A new trove of Clinton and Bush-era documents from the CIA have been released to the National Security Archive, and they show that the CIA had a bead on Osama bin Laden a year before 9/11, but did not receive adequate funding from the Bush White House in the early months of his first term to pursue him. In fact, they had to stop monitoring him.
The CIA materials directly contradict the many claims of Bush officials that it was aggressively pursuing al-Qaida prior to 9/11, and that nobody could have predicted the attacks. “I don’t think the Bush administration would want to see these released, because they paint a picture of the CIA knowing something would happen before 9/11, but they didn’t get the institutional support they needed,” says Barbara Elias-Sanborn, the NSA fellow who edited the materials.
The CIA tracked bin Laden with unmanned aerial vehicles starting in September 2000. But funding concerns scrapped the program, as the strategy shifted to persuading allies among Afghan tribal leaders or the Northern Alliance to capture or kill bin Laden. The Air Force announced that they would charge the CIA for any drone they lost in an operation against bin Laden, causing the CIA to pull back.
The documents also show the level of early warnings about Al Qaeda operations in 2001:
From June to September 2001, a full seven CIA Senior Intelligence Briefs detailed that attacks were imminent, an incredible amount of information from one intelligence agency. One from June called “Bin-Ladin and Associates Making Near-Term Threats” writes that “[redacted] expects Usama Bin Laden to launch multiple attacks over the coming days.” The famous August brief called “Bin Ladin Determined to Strike the US” is included. “Al-Qai’da members, including some US citizens, have resided in or travelled to the US for years, and the group apparently maintains a support structure here,” it says.
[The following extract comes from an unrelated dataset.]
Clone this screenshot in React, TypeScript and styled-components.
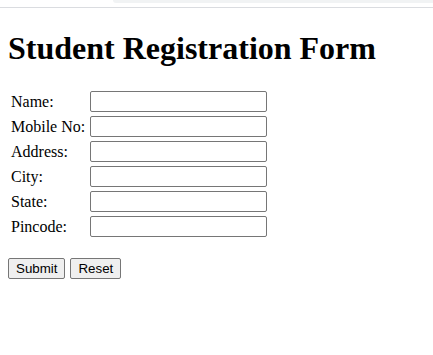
import React from 'react';
import styled, { createGlobalStyle } from 'styled-components';

const GlobalStyle = createGlobalStyle`
  body {
    margin: 0;
    background: #ffffff;
    font-family: "Liberation Serif", "Times New Roman", serif;
    color: #000000;
  }
`;

const TopStrip = styled.div`
  height: 7px;
  border-bottom: 1px solid #dadce0;
  display: flex;
  justify-content: flex-end;
`;

const TabEdge = styled.div`
  width: 320px;
  height: 3px;
  background: #f1f3f4;
  border-bottom-left-radius: 6px;
`;

const Main = styled.main`
  padding: 0 8px;
`;

const Title = styled.h1`
  font-size: 32px;
  font-weight: bold;
  margin: 22px 0 21px;
`;

const FieldGrid = styled.div`
  display: grid;
  grid-template-columns: auto auto;
  justify-content: start;
  align-items: center;
  column-gap: 5px;
  row-gap: 4px;
  padding: 3px;
`;

const Label = styled.label`
  font-size: 16px;
`;

const TextInput = styled.input`
  box-sizing: border-box;
  width: 177px;
  height: 21px;
  padding: 1px 2px;
  border: 1px solid #767676;
  border-radius: 2px;
  font-family: "Liberation Sans", Arial, sans-serif;
  font-size: 13.33px;
`;

const Actions = styled.div`
  display: flex;
  gap: 5px;
  margin-top: 18px;
`;

const Button = styled.button`
  box-sizing: border-box;
  height: 21px;
  padding: 1px 7px;
  border: 1px solid #767676;
  border-radius: 2px;
  background: #efefef;
  font-family: "Liberation Sans", Arial, sans-serif;
  font-size: 13.33px;
  color: #000000;
`;

const fields = ['Name:', 'Mobile No:', 'Address:', 'City:', 'State:', 'Pincode:'];

const App: React.FC = () => {
  return (
    <>
      <GlobalStyle />
      <TopStrip>
        <TabEdge />
      </TopStrip>
      <Main>
        <Title>Student Registration Form</Title>
        <form>
          <FieldGrid>
            {fields.map((f) => (
              <React.Fragment key={f}>
                <Label>{f}</Label>
                <TextInput type="text" />
              </React.Fragment>
            ))}
          </FieldGrid>
          <Actions>
            <Button type="submit">Submit</Button>
            <Button type="reset">Reset</Button>
          </Actions>
        </form>
      </Main>
    </>
  );
};

export default App;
During the entire month of August, President Bush was on vacation at his ranch in Texas — which tied with one of Richard Nixon’s as the longest vacation ever taken by a president. CIA Director George Tenet has said he didn’t speak to Bush once that month, describing the president as being “on leave.”
The Clinton Administration doesn’t get off blameless either. A December 4, 1998, President’s Daily Brief describes a “test-run” for 9-11, where Al Qaeda members evade security restrictions at an airpot in New York. A January 2000 briefing memo predicts “weeks… months… but no more than one year” before an Al Qaeda attack.
The archive can be found here. The editors stress that the materials remain redacted, and that they only add up to 1/4 of the materials from the CIA in generating the 9/11 Commission Report. None of the 47 reports of CIA interrogation sessions with 9/11 mastermind Khalid Sheikh Mohammed are included, so aspects of torture do not factor in here.